> _RECORDED INFORMATION_
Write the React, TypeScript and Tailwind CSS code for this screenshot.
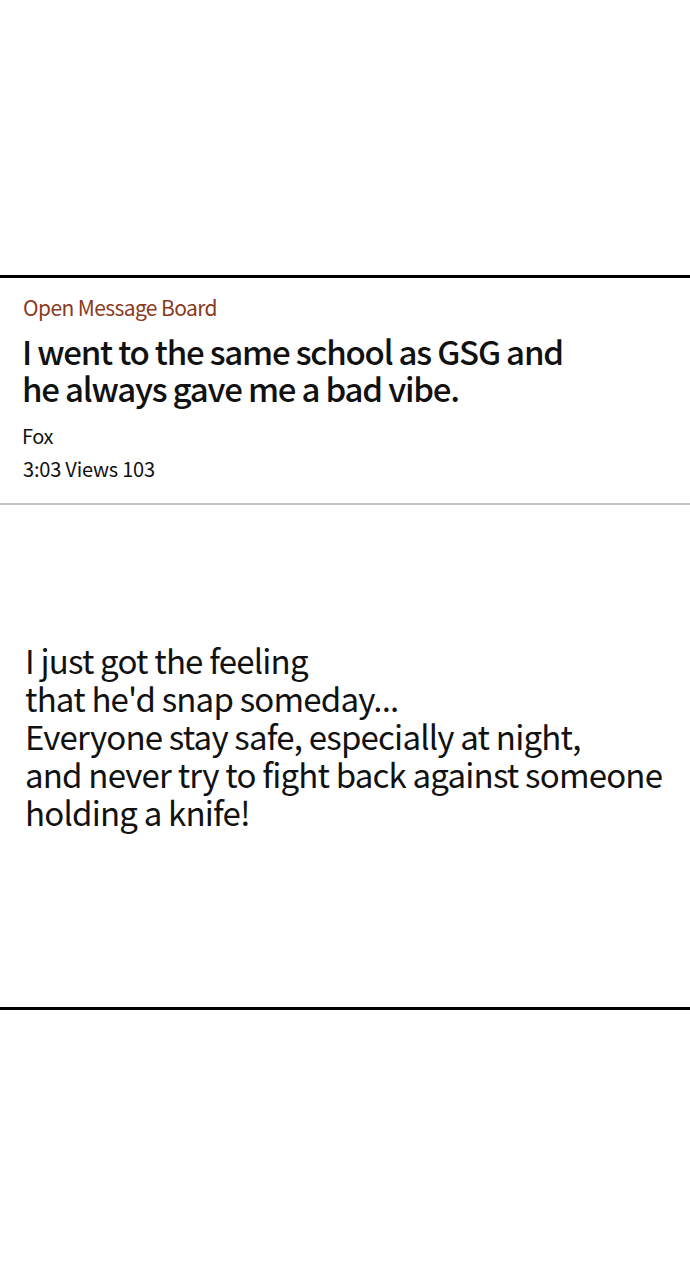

---

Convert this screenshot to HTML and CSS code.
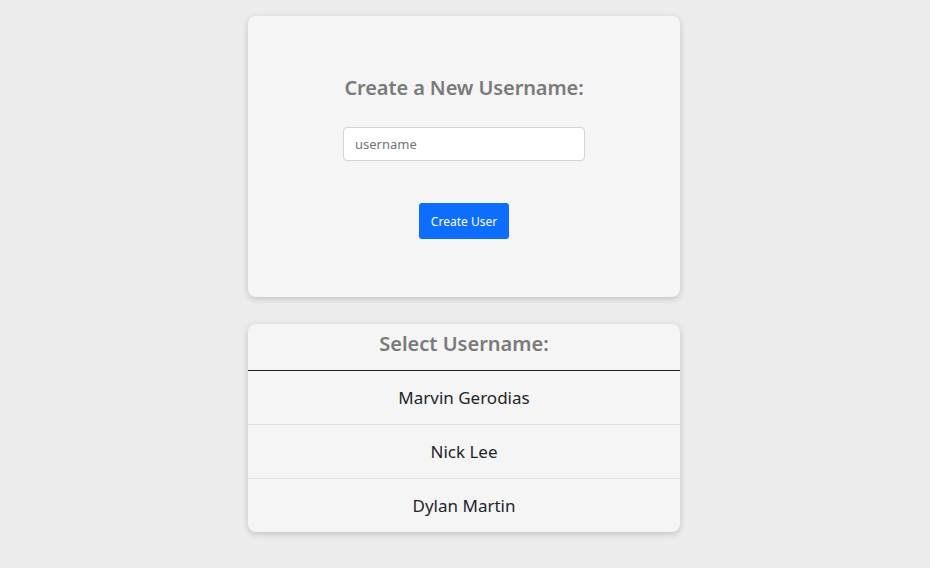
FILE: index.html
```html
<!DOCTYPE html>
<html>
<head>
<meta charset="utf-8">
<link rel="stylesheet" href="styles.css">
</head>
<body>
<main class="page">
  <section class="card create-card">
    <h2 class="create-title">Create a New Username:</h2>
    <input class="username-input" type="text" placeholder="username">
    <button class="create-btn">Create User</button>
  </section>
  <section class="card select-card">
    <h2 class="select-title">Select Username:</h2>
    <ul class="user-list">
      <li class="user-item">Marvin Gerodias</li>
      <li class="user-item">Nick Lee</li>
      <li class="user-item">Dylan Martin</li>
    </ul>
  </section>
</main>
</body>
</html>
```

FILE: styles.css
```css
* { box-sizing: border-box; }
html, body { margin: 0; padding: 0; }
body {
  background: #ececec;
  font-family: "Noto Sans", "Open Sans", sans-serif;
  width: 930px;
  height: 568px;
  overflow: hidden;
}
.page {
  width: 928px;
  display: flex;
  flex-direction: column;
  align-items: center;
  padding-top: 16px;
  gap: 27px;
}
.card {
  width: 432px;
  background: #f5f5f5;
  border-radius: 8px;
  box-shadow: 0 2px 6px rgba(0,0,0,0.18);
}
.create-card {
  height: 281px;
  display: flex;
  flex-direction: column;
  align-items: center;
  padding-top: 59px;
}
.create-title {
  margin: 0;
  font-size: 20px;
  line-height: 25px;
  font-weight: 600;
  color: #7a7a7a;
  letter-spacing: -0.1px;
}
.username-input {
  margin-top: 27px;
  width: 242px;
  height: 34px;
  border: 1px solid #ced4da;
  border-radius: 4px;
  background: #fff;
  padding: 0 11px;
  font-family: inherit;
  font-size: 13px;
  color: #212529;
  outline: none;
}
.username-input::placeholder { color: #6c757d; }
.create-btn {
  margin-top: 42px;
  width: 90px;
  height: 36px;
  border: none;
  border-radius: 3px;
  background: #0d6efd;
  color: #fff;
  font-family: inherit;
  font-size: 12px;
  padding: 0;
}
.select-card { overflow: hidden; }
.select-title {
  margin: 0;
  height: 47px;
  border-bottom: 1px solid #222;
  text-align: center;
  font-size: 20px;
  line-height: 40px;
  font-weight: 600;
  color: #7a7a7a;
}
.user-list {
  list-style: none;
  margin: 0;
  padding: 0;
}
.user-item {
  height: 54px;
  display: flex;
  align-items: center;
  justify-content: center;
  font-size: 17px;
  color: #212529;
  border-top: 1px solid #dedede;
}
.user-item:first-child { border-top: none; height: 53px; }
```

> _CHALLENGE_
Copy every line that contains the string "this".

> _FINAL RESULT_
Write the React, TypeScript and Tailwind CSS code for this screenshot.
Convert this screenshot to HTML and CSS code.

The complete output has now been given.